In your Reddit AMA you talk about an American fan complaining your Facebook updates are keeping him awake as you are updating them too much
That was genuinely the pinnacle of the weird way: I genuinely think it's a serious thing, it's the weird way. If it wasn't a natural thing that I'm that chatty and open online, I'd change it. It's weird how I remember when I was growing up all bands had a certain mystique and that's gone now. There's now a level of entitlement that if someone messages you and you don't reply within ten minutes then you're a prick. That was the ultimate example of the level of entitlement that there is. The person wasn't joking and I don't think was trying to be a dick in any way: just genuinely thought it was perfectly acceptable to ask me to not promote my stuff so much because of the notifications waking them up. It's a worrying thing of how the internet is changing us all.

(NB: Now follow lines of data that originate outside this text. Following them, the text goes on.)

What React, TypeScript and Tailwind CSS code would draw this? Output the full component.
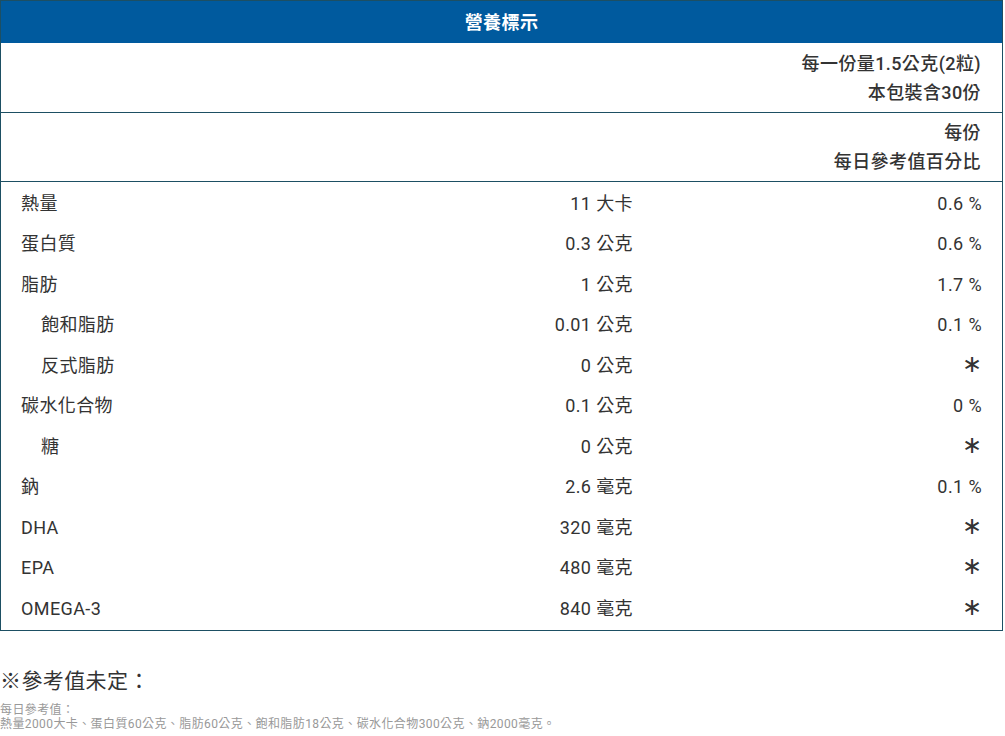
const rows: [string, string, string, boolean][] = [
  ['熱量', '11 大卡', '0.6 %', false],
  ['蛋白質', '0.3 公克', '0.6 %', false],
  ['脂肪', '1 公克', '1.7 %', false],
  ['飽和脂肪', '0.01 公克', '0.1 %', true],
  ['反式脂肪', '0 公克', '*', true],
  ['碳水化合物', '0.1 公克', '0 %', false],
  ['糖', '0 公克', '*', true],
  ['鈉', '2.6 毫克', '0.1 %', false],
  ['DHA', '320 毫克', '*', false],
  ['EPA', '480 毫克', '*', false],
  ['OMEGA-3', '840 毫克', '*', false],
];

export default function App() {
  return (
    <div className="w-[1005px] h-[736px] bg-white text-[#333] tracking-wide" style={{ fontFamily: 'Roboto, "Noto Sans CJK TC", sans-serif' }}>
      <div className="w-[1003px] border border-[#1d4f63]">
        <div className="h-[42px] bg-[#005a9e] text-white text-[18px] font-bold flex items-center justify-center">營養標示</div>
        <div className="h-[70px] border-b border-[#1d4f63] flex flex-col items-end justify-center pr-[21px] text-[18px] font-medium leading-[29px]">
          <div>每一份量1.5公克(2粒)</div>
          <div>本包裝含30份</div>
        </div>
        <div className="h-[69px] border-b border-[#1d4f63] flex flex-col items-end justify-center pr-[21px] text-[18px] font-medium leading-[29px]">
          <div>每份</div>
          <div>每日參考值百分比</div>
        </div>
        <div className="py-[1px]">
          {rows.map(([n, v, p, ind]) => (
            <div key={n} className="h-[40.5px] flex items-center text-[18px]">
              <div className={`${ind ? 'pl-[40px]' : 'pl-[20px]'} w-[632px] flex`}>
                <span className="flex-1">{n}</span>
                <span>{v}</span>
              </div>
              <div className="flex-1 text-right pr-[20px]">{p === '*' ? <span className="text-[24px] leading-none">∗</span> : p}</div>
            </div>
          ))}
        </div>
      </div>
      <div className="mt-[36px] text-[21px] leading-[28px]">※參考值未定：</div>
      <div className="mt-[8px] text-[12px] leading-[14px] text-[#999]">
        <div>每日參考值：</div>
        <div>熱量2000大卡、蛋白質60公克、脂肪60公克、飽和脂肪18公克、碳水化合物300公克、鈉2000毫克。</div>
      </div>
    </div>
  );
}
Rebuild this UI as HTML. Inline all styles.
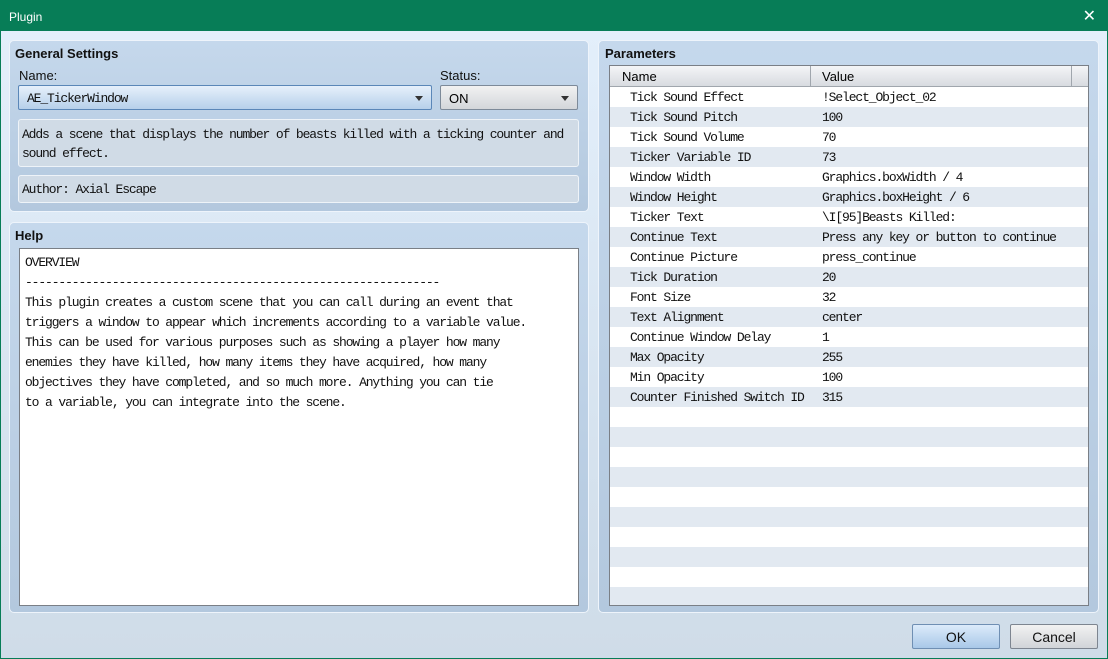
<!DOCTYPE html>
<html><head><style>
*{box-sizing:border-box;margin:0;padding:0}
body{width:1108px;height:659px;overflow:hidden;font-family:"Liberation Sans",sans-serif;background:#077d57;position:relative}
.title{position:absolute;left:0;top:0;width:1108px;height:31px;background:#077d57;color:#fff;font-size:12px;padding:10px 0 0 9px}
.close{position:absolute;right:12px;top:6px;color:#fff;font-size:16px}
.win{position:absolute;left:1px;top:31px;width:1106px;height:627px;background:linear-gradient(#e3effb,#cfdce8);}
.panel{position:absolute;border:1px solid #eef4fb;border-radius:5px;background:linear-gradient(#c5d8ec,#b3c8de)}
.h{position:absolute;font-weight:bold;font-size:13px;color:#111}
.lbl{position:absolute;font-size:13px;color:#111}
.mono{font-family:"Liberation Mono",monospace;font-size:13px;letter-spacing:-1.12px;color:#111}
.combo{position:absolute;border:1px solid #7d8a99;border-radius:2px;height:25px;font-size:13px;padding:5px 0 0 8px}
.arr{position:absolute;right:8px;top:10px;width:0;height:0;border-left:4px solid transparent;border-right:4px solid transparent;border-top:5px solid #333}
.box{position:absolute;border:1px solid #eef3f8;border-radius:3px;background:#d0dbe6}
table{border-collapse:collapse}
td{height:20px;padding:0;white-space:pre}
.btn{position:absolute;top:624px;width:88px;height:25px;border:1px solid #7d8590;border-radius:2px;font-size:14px;text-align:center;padding-top:4px;color:#111}
</style></head><body>
<div class="title">Plugin<span class="close">✕</span></div>
<div class="win"></div>
<div class="panel" style="left:9px;top:40px;width:580px;height:172px"></div>
<div class="h" style="left:15px;top:46px">General Settings</div>
<div class="lbl" style="left:19px;top:68px">Name:</div>
<div class="lbl" style="left:440px;top:68px">Status:</div>
<div class="combo mono" style="left:18px;top:85px;width:414px;background:linear-gradient(#e6f0fb,#b7d0ea);border-color:#5b87b8;padding-top:5px">AE_TickerWindow<span class="arr"></span></div>
<div class="combo" style="left:440px;top:85px;width:138px;background:linear-gradient(#f2f2f2,#d3d6da)">ON<span class="arr"></span></div>
<div class="box mono" style="left:18px;top:119px;width:561px;height:48px;padding:5px 0 0 3px;line-height:19px">Adds a scene that displays the number of beasts killed with a ticking counter and<br>sound effect.</div>
<div class="box mono" style="left:18px;top:175px;width:561px;height:28px;padding:6px 0 0 3px">Author: Axial Escape</div>

<div class="panel" style="left:9px;top:222px;width:580px;height:391px"></div>
<div class="h" style="left:15px;top:228px">Help</div>
<div class="mono" style="position:absolute;left:19px;top:248px;width:560px;height:358px;background:#fff;border:1px solid #7a7f86;padding:4px 0 0 5px;line-height:20px;white-space:pre">OVERVIEW
--------------------------------------------------------------
This plugin creates a custom scene that you can call during an event that
triggers a window to appear which increments according to a variable value.
This can be used for various purposes such as showing a player how many
enemies they have killed, how many items they have acquired, how many
objectives they have completed, and so much more. Anything you can tie
to a variable, you can integrate into the scene.</div>

<div class="panel" style="left:598px;top:40px;width:501px;height:573px"></div>
<div class="h" style="left:605px;top:46px">Parameters</div>
<div style="position:absolute;left:609px;top:65px;width:480px;height:541px;border:1px solid #7a7f86;background:repeating-linear-gradient(#fff 0 20px,#e2e9f1 20px 40px) 0 21px/100% 100% no-repeat,#fff;overflow:hidden">
<div style="height:21px;background:linear-gradient(#f4f5f7,#d8dbe0);border-bottom:1px solid #a0a6ad;position:relative;font-size:13px">
<span style="position:absolute;left:12px;top:3px">Name</span>
<span style="position:absolute;left:200px;top:0;height:20px;border-left:1px solid #a0a6ad"></span>
<span style="position:absolute;left:212px;top:3px">Value</span>
<span style="position:absolute;left:461px;top:0;height:20px;border-left:1px solid #a0a6ad"></span>
</div>
<table class="mono">
<tr><td style="width:200px;padding-left:20px">Tick Sound Effect</td><td style="padding-left:12px">!Select_Object_02</td></tr>
<tr><td style="padding-left:20px">Tick Sound Pitch</td><td style="padding-left:12px">100</td></tr>
<tr><td style="padding-left:20px">Tick Sound Volume</td><td style="padding-left:12px">70</td></tr>
<tr><td style="padding-left:20px">Ticker Variable ID</td><td style="padding-left:12px">73</td></tr>
<tr><td style="padding-left:20px">Window Width</td><td style="padding-left:12px">Graphics.boxWidth / 4</td></tr>
<tr><td style="padding-left:20px">Window Height</td><td style="padding-left:12px">Graphics.boxHeight / 6</td></tr>
<tr><td style="padding-left:20px">Ticker Text</td><td style="padding-left:12px">\I[95]Beasts Killed:</td></tr>
<tr><td style="padding-left:20px">Continue Text</td><td style="padding-left:12px">Press any key or button to continue</td></tr>
<tr><td style="padding-left:20px">Continue Picture</td><td style="padding-left:12px">press_continue</td></tr>
<tr><td style="padding-left:20px">Tick Duration</td><td style="padding-left:12px">20</td></tr>
<tr><td style="padding-left:20px">Font Size</td><td style="padding-left:12px">32</td></tr>
<tr><td style="padding-left:20px">Text Alignment</td><td style="padding-left:12px">center</td></tr>
<tr><td style="padding-left:20px">Continue Window Delay</td><td style="padding-left:12px">1</td></tr>
<tr><td style="padding-left:20px">Max Opacity</td><td style="padding-left:12px">255</td></tr>
<tr><td style="padding-left:20px">Min Opacity</td><td style="padding-left:12px">100</td></tr>
<tr><td style="padding-left:20px">Counter Finished Switch ID</td><td style="padding-left:12px">315</td></tr>
</table>
</div>
<div class="btn" style="left:912px;background:linear-gradient(#dcebfa,#a9c8e8);border-color:#6f8fb3">OK</div>
<div class="btn" style="left:1010px;background:linear-gradient(#f2f2f2,#d1d4d8)">Cancel</div>
</body></html>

What have you got planned when you reach 200,000 on Twitter?
I'm thinking of making one up when I make 100K on Instagram - I'm at 35K on that so I'm never going to get to 100. I've not got any plans for next ones: it was a natural thing. It was never thought out and planned. It stemmed from a few years back when me and Dan had a tour and our Newcastle show got cancelled quite late. The promoter pulled it and we're like 'We've got a hotel booked in Newcastle, we planned to go past there and I've got a mate who runs a pub called The Dog and Parrot and we'll do the thing there". I said "Look if anyone was hoping to come to the show, obviously you get a refund but we also did this. We sat there for the evening, had a drink and one of the lads who came ended up coming for a curry with us. Which was kinda weird but that's how it goes. It stemmed from that I guess.

The thing is that it's genuine: this is going to sound arrogant but 100,000 of my Twitter followers are worth 2-300,000 of other people's twitter followers. It's because on the web statistics, me and Dan have always had such a high percentage of people who willl respond or react to anything that we post. If you've got 500,000 but it's all just promo stuff people often aren't clicking on that but because we've always been really interactive with our fans when we are promoting something they will get behind it repost it and push it. It genuinely means a lot to get to 100,000 of you lot. It's not just a statistic or a number on there. Let's go and have a drink and let's celebrate that.